Through Freedom of Information Act requests, OPB found documents that reveal what was going on in those six months between the BLM and U.S. Fish and Wildlife Service. Though the two agencies are both within the Department of Interior, they have different roles when it comes to land use and protecting wildlife.
OPB found a sometimes-heated debate between Fish and Wildlife and the BLM over WOPR, and its potential effect on the Northern Spotted Owl.
Fish and Wildlife state supervisor Paul Henson says there was one overarching worry.
Paul Henson: "That it was increasing timber harvest levels with impacts to spotted owls in areas that were occupied spotted owl habitat. And we knew that there would be a certain amount of 'take' or adverse effects on spotted owls that we were trying to minimize."
The most fundamental conflict was about how to determine the age of groves of trees. It's a big issue, because threatened owls prefer old-growth habitat. But large, old trees also tend to make the most profitable timber.
E-mails and other documents show Fish and Wildlife officials believed the BLM had undercounted 20% of what's essentially old-growth forest.
But Fish & Widlife's Paul Henson says differences of opinion are common.
Paul Henson: "Ecology is kind of messy. You get three biologists out there maybe they all went to OSU School of Forestry -- they'll still have three somewhat different perspectives on 'what is old growth'."
Under the Bush Administration, BLM concluded that it didn't need to consult with other agencies about the WOPR as a whole, but rather to take up issues on a project-by-project basis. Haske, who helped supervise the WOPR then and who is working out the kinks now, says that small-scale information was not what other agencies wanted.
Mike Haske: "We got into this Catch-22 again. They needed a lot of information that our land-use plans -- they're not designed to do that. It's project-level information."
Going forward: There's a whole lot of legal uncertainty around the roughly 2-million acres of BLM land in southwestern Oregon. Fish and Wildlife is planning to release a new draft recovery plan for the Northern Spotted Owl.
And, there's still no plan to replace the WOPR. A task force has been working on recommendations on how to manage the BLM lands, balancing the need for timber and for wildlife habitat protection.
Several sources told OPB that the recommendations are ready but Interior officials have been too distracted by the Gulf oil spill to publish them.
That explanation doesn't impress Tom Partin, with the American Forest Resource Council.
Tom Partin: "Basically, we've been without a plan for a year now. It's impacted the forests, it's impacted our local communities, it's impacted our industry. And we need some help. In fact, I think we need as much help as the Gulf Coast people do. We've got an emergency on our hands."
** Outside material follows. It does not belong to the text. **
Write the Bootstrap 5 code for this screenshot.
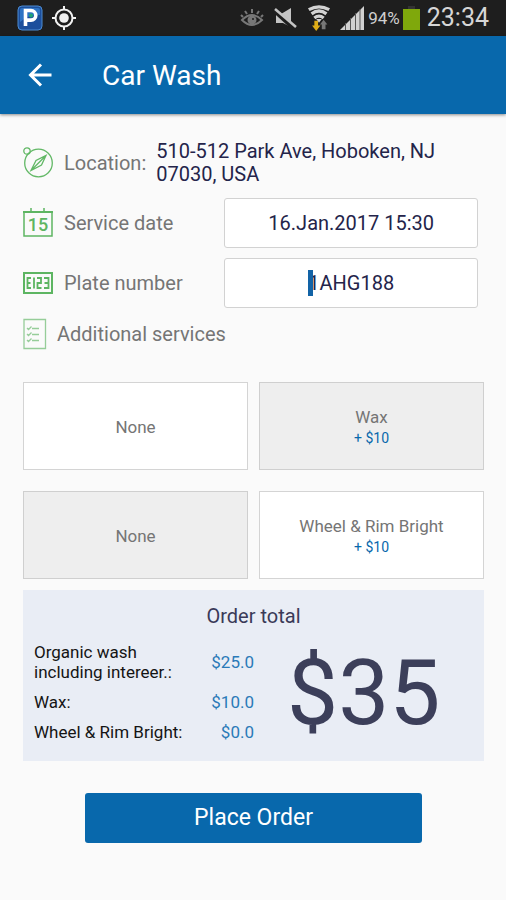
<!DOCTYPE html>
<html lang="en">
<head>
<meta charset="utf-8">
<meta name="viewport" content="width=device-width, initial-scale=1">
<title>Car Wash</title>
<link rel="stylesheet" href="https://cdn.jsdelivr.net/npm/bootstrap@5.3.0/dist/css/bootstrap.min.css">
<style>
  :root { --brand: #0868ac; --ink: #24244a; --soft: #757575; }
  body { font-family: Roboto, "Noto Sans", sans-serif; font-size: 20px; line-height: 24px; background: #fafafa; color: var(--soft); }
  svg { display: block; flex: none; }
  .status-bar { height: 36px; background: #1e1e1e; color: #cfcfcf; padding: 0 17px; }
  .status-icons { gap: 8px; }
  .battery-text { font-size: 17px; margin: 0 3px; }
  .clock { font-size: 25px; margin-left: 7px; color: #d6d6d6; }
  .app-bar { height: 78px; background: var(--brand); padding: 0 24px; box-shadow: 0 1px 3px rgba(0,0,0,.45); }
  .app-bar h1 { font-size: 28px; line-height: 36px; margin-left: 46px; padding-top: 2px; }
  .back-btn { width: 32px; height: 32px; }
  .page-body { padding: 26px 22px 24px 23px; }
  .field-list { gap: 10px; }
  .location-row { margin-bottom: 2px; }
  .icon-box { width: 30px; margin-right: 11px; }
  .location-text { color: var(--ink); line-height: 23px; margin-left: 10px; }
  .field-control { width: 55%; margin-right: 6px; }
  .field-control .form-control { height: 50px; font-size: 20px; color: var(--ink); text-align: center; border: 1px solid #d2d2d2; border-radius: 3px; background: #fff; }
  .text-cursor { width: 5px; height: 26px; background: #1263a6; left: calc(50% - 43px); top: 12px; }
  .tiles { gap: 21px; margin-top: 32px; }
  .tile-row { gap: 11px; }
  .tile { flex: 1 1 0; height: 88px; padding-top: 2px; font-size: 17px; line-height: 21px; background: #fff; border: 1px solid #d4d4d4; cursor: pointer; }
  .btn-check:checked + .tile { background: #eee; border-color: #cfcfcf; }
  .tile .price { font-size: 14px; line-height: 20px; color: var(--brand); }
  .total-box { background: #e9edf5; margin-top: 11px; padding: 14px 11px; }
  .total-box h2 { font-size: 20px; line-height: 24px; color: #3a3a58; margin-bottom: 11px; }
  .lines { width: 220px; font-size: 17px; line-height: 20px; color: #141414; }
  .lines th, .lines td { padding: 3px 0 7px; }
  .lines tr:last-child > * { padding-bottom: 5px; }
  .lines td { color: #2a7ab8; text-align: right; }
  .sum { font-size: 91px; line-height: 92px; color: #3c3f5a; margin-left: 33px; }
  .order-btn { width: 73%; height: 50px; margin-top: 32px; font-size: 23px; line-height: 28px; background: var(--brand); border: 0; border-radius: 3px; color: #fff; }
</style>
</head>
<body>
<div class="status-bar d-flex align-items-center">
  <svg width="26" height="26" viewBox="0 0 26 26" aria-label="Parking">
    <rect x="1" y="1" width="24" height="24" rx="4" fill="#1c4f9c" stroke="#4c8bd0"/>
    <path d="M5 3h16a2 2 0 0 1 2 2v5Q12 9 3 17V5a2 2 0 0 1 2-2z" fill="#2e73c4"/>
    <path d="M8.500 21V5.500h5.500a4.800 4.800 0 0 1 0 9.600H9" fill="none" stroke="#fff" stroke-width="3.600"/>
    <circle cx="14" cy="10.500" r="2" fill="#1fa574"/>
  </svg>
  <svg class="ms-2" width="26" height="26" viewBox="0 0 26 26" fill="none" stroke="#f2f2f2" aria-label="GPS">
    <circle cx="13" cy="13" r="8.500" stroke-width="2"/><circle cx="13" cy="13" r="4.800" fill="#f2f2f2" stroke="none"/>
    <path d="M13 1v4M13 21v4M1 13h4M21 13h4" stroke-width="2"/>
  </svg>
  <div class="ms-auto d-flex align-items-center">
    <div class="status-icons d-flex align-items-center">
      <svg width="24" height="20" viewBox="0 0 24 20" fill="none" stroke="#777" stroke-width="2" aria-label="Smart stay">
        <path d="M2 12Q12 2 22 12Q12 22 2 12z"/><circle cx="12" cy="12" r="3.500" fill="#777"/><path d="M12 1v4M5 3l2 3M19 3l-2 3M1 7l2 2M23 7l-2 2"/><circle cx="13" cy="11" r="1" fill="#1e1e1e" stroke="none"/>
      </svg>
      <svg width="26" height="24" viewBox="0 0 26 24" aria-label="Muted">
        <path d="M4 8h5l10-6v19l-8-4H4z" fill="#c4c4c4"/><path d="M2 4L23 23" stroke="#1e1e1e" stroke-width="5"/><path d="M3 3L24 21" stroke="#c4c4c4" stroke-width="2.500"/>
      </svg>
      <svg width="26" height="28" viewBox="0 0 28 28" fill="none" aria-label="Wi-Fi">
        <path d="M3 5q11-6 22 0M6 9.500q8-6 16 0M9 14q5-4 10 0" stroke="#d2d2d2" stroke-width="3.600"/><path d="M11 15h6l-3 4z" fill="#d2d2d2"/>
        <path d="M9 17h4v5h2.500L11 28l-4.500-6H9z" fill="#e0ae17"/><path d="M17 26v-5h-2l4-5 4 5h-2v5z" fill="#777"/>
      </svg>
      <svg width="25" height="24" viewBox="0 0 25 24" aria-label="Signal">
        <path d="M0 24L24 0v24z" fill="#d0d0d0"/><path d="M5.500 17v7M10.500 12v12M15.500 7v17M20 3v21" stroke="#555" stroke-width="1"/>
      </svg>
    </div>
    <span class="battery-text">94%</span>
    <svg width="17" height="24" viewBox="0 0 17 24" aria-label="Battery"><path d="M5 0h7v3H5z" fill="#333"/><path d="M0 3h17v21H0z" fill="#7fa80c"/></svg>
    <span class="clock">23:34</span>
  </div>
</div>

<header class="app-bar d-flex align-items-center text-white">
  <button type="button" class="back-btn btn p-0 border-0 text-white" aria-label="Back">
    <svg width="32" height="32" viewBox="0 0 32 32" fill="none" stroke="#fff" stroke-width="3"><path d="M27.500 16H7M17 5.500L6.500 16 17 26.500"/></svg>
  </button>
  <h1 class="mb-0 fw-normal">Car Wash</h1>
</header>

<main class="page-body">
  <form>
    <div class="field-list d-flex flex-column">
      <div class="location-row d-flex align-items-center">
        <div class="icon-box">
          <svg width="30" height="32" viewBox="0 0 30 32" fill="none" stroke="#62b866" stroke-width="1.300">
            <circle cx="15.500" cy="16" r="13.800"/><circle cx="4" cy="4" r="3.200"/>
            <path d="M23 8.500L18.500 18 8 23.500 13 13.500zM23 8.500L8 23.500"/>
          </svg>
        </div>
        <span>Location:</span>
        <div class="location-text">510-512 Park Ave, Hoboken, NJ<br>07030, USA</div>
      </div>
      <div class="d-flex align-items-center">
        <div class="icon-box">
          <svg width="30" height="30" viewBox="0 0 30 30" fill="none" stroke="#5db562" stroke-width="1.500">
            <path d="M1 4h28v24H1zM8 0v5M21 0v5"/><path d="M0 4h30" stroke-width="2"/>
            <text x="15" y="23" text-anchor="middle" font-size="18" font-weight="500" fill="#5db562" stroke="none">15</text>
          </svg>
        </div>
        <label for="date">Service date</label>
        <div class="field-control ms-auto"><input id="date" class="form-control" type="text" value="16.Jan.2017 15:30"></div>
      </div>
      <div class="d-flex align-items-center">
        <div class="icon-box">
          <svg width="30" height="22" viewBox="0 0 30 22" fill="none" stroke="#5db562">
            <path d="M1 1h28v20H1z" stroke-width="2"/>
            <path d="M8 6H4.500v10H8M4.500 11H7.500M11 5.500v11M14 6h4v5h-3.500v5H18.500M21 6h4.500v10H21M21.500 11h4" stroke-width="1.800"/>
          </svg>
        </div>
        <label for="plate">Plate number</label>
        <div class="field-control ms-auto position-relative">
          <input id="plate" class="form-control" type="text" value="1AHG188">
          <span class="text-cursor position-absolute"></span>
        </div>
      </div>
      <div class="d-flex align-items-center gap-2">
        <svg width="26" height="32" viewBox="0 0 26 32" fill="none" stroke="#96cd99">
          <path d="M1 1.500h21.500v29H1z" stroke-width="1.300"/><path d="M4 10l1.500 1.500 3-3M4 16l1.500 1.500 3-3M4 22l1.500 1.500 3-3M9 10.500h7M9 16.500h7M9 22.500h7" stroke-width="1.300"/>
        </svg>
        <span>Additional services</span>
      </div>
    </div>

    <div class="tiles d-flex flex-column">
      <div class="tile-row d-flex" role="radiogroup" aria-label="Wax">
        <input class="btn-check" type="radio" name="wax" id="wax-none">
        <label class="tile d-flex flex-column align-items-center justify-content-center" for="wax-none">None</label>
        <input class="btn-check" type="radio" name="wax" id="wax-yes" checked>
        <label class="tile d-flex flex-column align-items-center justify-content-center" for="wax-yes">Wax<span class="price">+ $10</span></label>
      </div>
      <div class="tile-row d-flex" role="radiogroup" aria-label="Wheel and rim">
        <input class="btn-check" type="radio" name="rim" id="rim-none" checked>
        <label class="tile d-flex flex-column align-items-center justify-content-center" for="rim-none">None</label>
        <input class="btn-check" type="radio" name="rim" id="rim-yes">
        <label class="tile d-flex flex-column align-items-center justify-content-center" for="rim-yes">Wheel &amp; Rim Bright<span class="price">+ $10</span></label>
      </div>
    </div>

    <section class="total-box">
      <h2 class="text-center fw-normal">Order total</h2>
      <div class="d-flex align-items-center">
        <table class="lines">
          <tbody>
            <tr><th scope="row" class="fw-normal">Organic wash<br>including intereer.:</th><td>$25.0</td></tr>
            <tr><th scope="row" class="fw-normal">Wax:</th><td>$10.0</td></tr>
            <tr><th scope="row" class="fw-normal">Wheel &amp; Rim Bright:</th><td>$0.0</td></tr>
          </tbody>
        </table>
        <div class="sum">$35</div>
      </div>
    </section>

    <div class="text-center"><button type="button" class="order-btn btn">Place Order</button></div>
  </form>
</main>
<script src="https://cdn.jsdelivr.net/npm/bootstrap@5.3.0/dist/js/bootstrap.bundle.min.js"></script>
</body>
</html>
Partin's frustration isn't lost on the BLM's Mike Haske. He says the WOPR lands in southwest Oregon have an obligation to generate revenue.
Mike Haske: "I believe that we owe the counties some stability whatever that is, so that they have something to plan against. The issue of jobs, the issue of timber sale receipts as the law is currently structured, is critically important to them, and it's critically important to us."
Officials like Haske and Paul Henson at Fish and Wildlife are hoping that better science may help move things along. Dozens of scientists are working on new analyses that anticipate how wide swaths of forest might age over time.
New plans for the spotted owl, and possibly a new logging plan for southern Oregon may be the first tests for that research.
The original version of this story OPB incorrectly named one plaintiff in a lawsuit to reinstate the plan. The lawsuit was filed by timber companies and wood products workers, but not by the timber lobbying group American Forest Resource Council. OPB regrets the error.